### RECORDS FOR THE TASK
■ ■ ■ ■

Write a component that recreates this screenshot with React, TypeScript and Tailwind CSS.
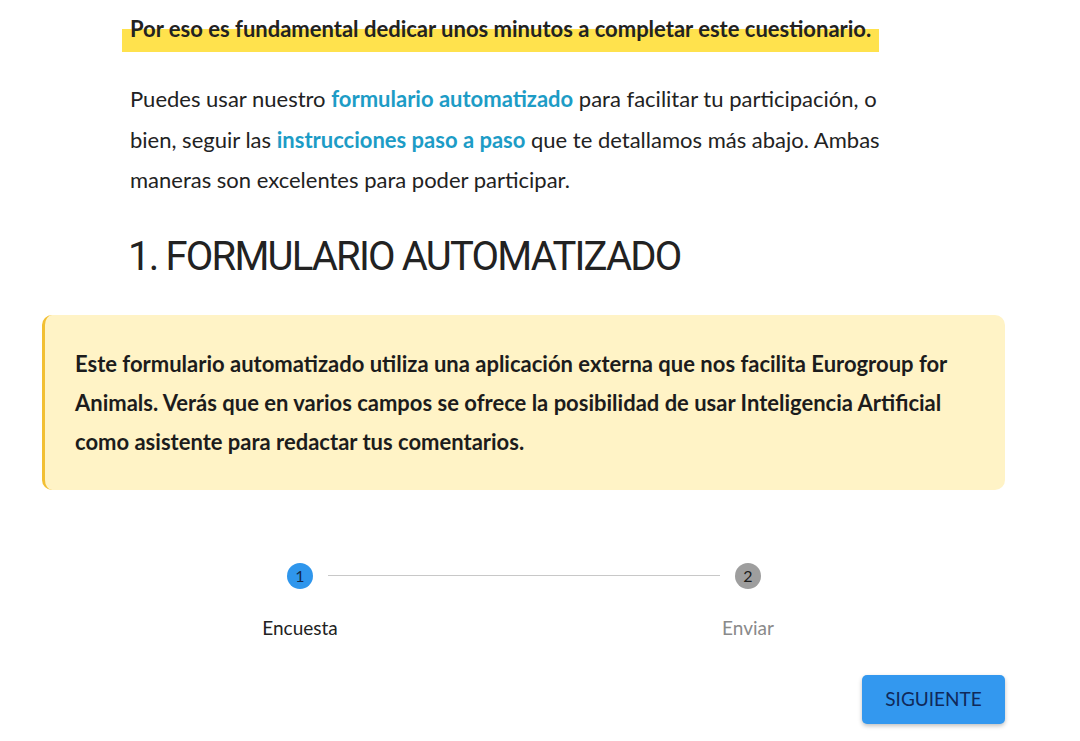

■ ■ ■ ■

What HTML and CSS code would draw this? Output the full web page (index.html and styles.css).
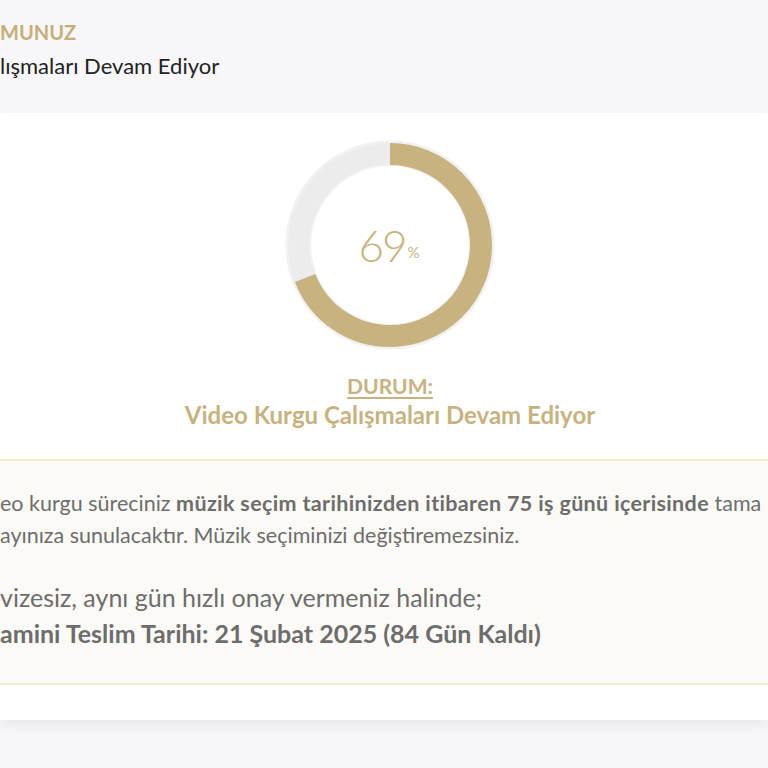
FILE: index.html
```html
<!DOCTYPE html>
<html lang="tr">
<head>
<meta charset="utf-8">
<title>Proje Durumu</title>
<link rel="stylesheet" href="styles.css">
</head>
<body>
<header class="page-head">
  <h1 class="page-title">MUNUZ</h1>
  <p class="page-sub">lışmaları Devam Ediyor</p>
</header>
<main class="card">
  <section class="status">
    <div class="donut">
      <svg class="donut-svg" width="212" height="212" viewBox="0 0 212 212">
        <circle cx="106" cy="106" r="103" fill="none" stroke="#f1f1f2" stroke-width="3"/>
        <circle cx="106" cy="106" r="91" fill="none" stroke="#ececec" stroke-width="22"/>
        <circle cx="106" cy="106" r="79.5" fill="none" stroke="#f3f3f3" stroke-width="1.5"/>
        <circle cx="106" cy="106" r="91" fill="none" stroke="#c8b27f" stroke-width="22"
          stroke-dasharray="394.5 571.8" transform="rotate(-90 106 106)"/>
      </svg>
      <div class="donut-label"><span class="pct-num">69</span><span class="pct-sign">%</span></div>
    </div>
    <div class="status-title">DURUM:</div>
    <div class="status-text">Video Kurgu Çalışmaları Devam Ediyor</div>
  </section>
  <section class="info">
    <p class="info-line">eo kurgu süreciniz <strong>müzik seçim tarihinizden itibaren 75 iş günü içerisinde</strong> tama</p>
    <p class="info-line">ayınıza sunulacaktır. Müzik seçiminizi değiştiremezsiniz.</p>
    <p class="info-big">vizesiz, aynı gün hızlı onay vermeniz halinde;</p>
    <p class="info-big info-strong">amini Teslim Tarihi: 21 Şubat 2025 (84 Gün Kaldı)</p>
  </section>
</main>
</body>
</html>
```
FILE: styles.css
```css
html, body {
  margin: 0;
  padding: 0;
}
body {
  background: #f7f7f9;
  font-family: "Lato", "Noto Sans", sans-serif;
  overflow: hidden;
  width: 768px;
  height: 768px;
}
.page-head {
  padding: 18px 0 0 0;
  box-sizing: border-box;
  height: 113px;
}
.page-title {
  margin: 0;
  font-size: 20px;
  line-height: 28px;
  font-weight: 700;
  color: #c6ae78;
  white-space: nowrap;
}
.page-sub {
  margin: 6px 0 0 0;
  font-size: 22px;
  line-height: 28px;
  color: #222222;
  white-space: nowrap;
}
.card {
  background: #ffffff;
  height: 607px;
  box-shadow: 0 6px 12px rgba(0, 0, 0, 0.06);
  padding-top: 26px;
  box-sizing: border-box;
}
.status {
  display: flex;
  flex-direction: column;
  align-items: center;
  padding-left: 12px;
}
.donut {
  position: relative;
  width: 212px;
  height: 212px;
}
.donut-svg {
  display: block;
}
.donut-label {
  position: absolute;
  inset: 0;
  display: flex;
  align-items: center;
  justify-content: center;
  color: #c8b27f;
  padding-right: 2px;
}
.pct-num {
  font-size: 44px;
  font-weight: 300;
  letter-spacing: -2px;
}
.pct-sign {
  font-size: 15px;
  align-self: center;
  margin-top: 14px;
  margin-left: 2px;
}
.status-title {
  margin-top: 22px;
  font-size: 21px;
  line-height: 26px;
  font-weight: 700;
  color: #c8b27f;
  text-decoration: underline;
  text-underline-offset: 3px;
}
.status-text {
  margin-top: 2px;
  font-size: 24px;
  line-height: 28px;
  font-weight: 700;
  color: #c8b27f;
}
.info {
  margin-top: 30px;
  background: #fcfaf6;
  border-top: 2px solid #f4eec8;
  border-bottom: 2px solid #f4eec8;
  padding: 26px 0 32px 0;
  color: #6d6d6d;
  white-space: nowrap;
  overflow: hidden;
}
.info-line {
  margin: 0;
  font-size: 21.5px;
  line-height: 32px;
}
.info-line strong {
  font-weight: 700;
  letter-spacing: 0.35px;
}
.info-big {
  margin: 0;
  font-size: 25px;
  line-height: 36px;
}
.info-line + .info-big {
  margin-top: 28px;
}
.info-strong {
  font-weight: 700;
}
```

■ ■ ■ ■

### STATED TASK
Gather, from the listing above, every line carrying the word "this".

### OUTPUT OF THE TASK
Write a component that recreates this screenshot with React, TypeScript and Tailwind CSS.
What HTML and CSS code would draw this? Output the full web page (index.html and styles.css).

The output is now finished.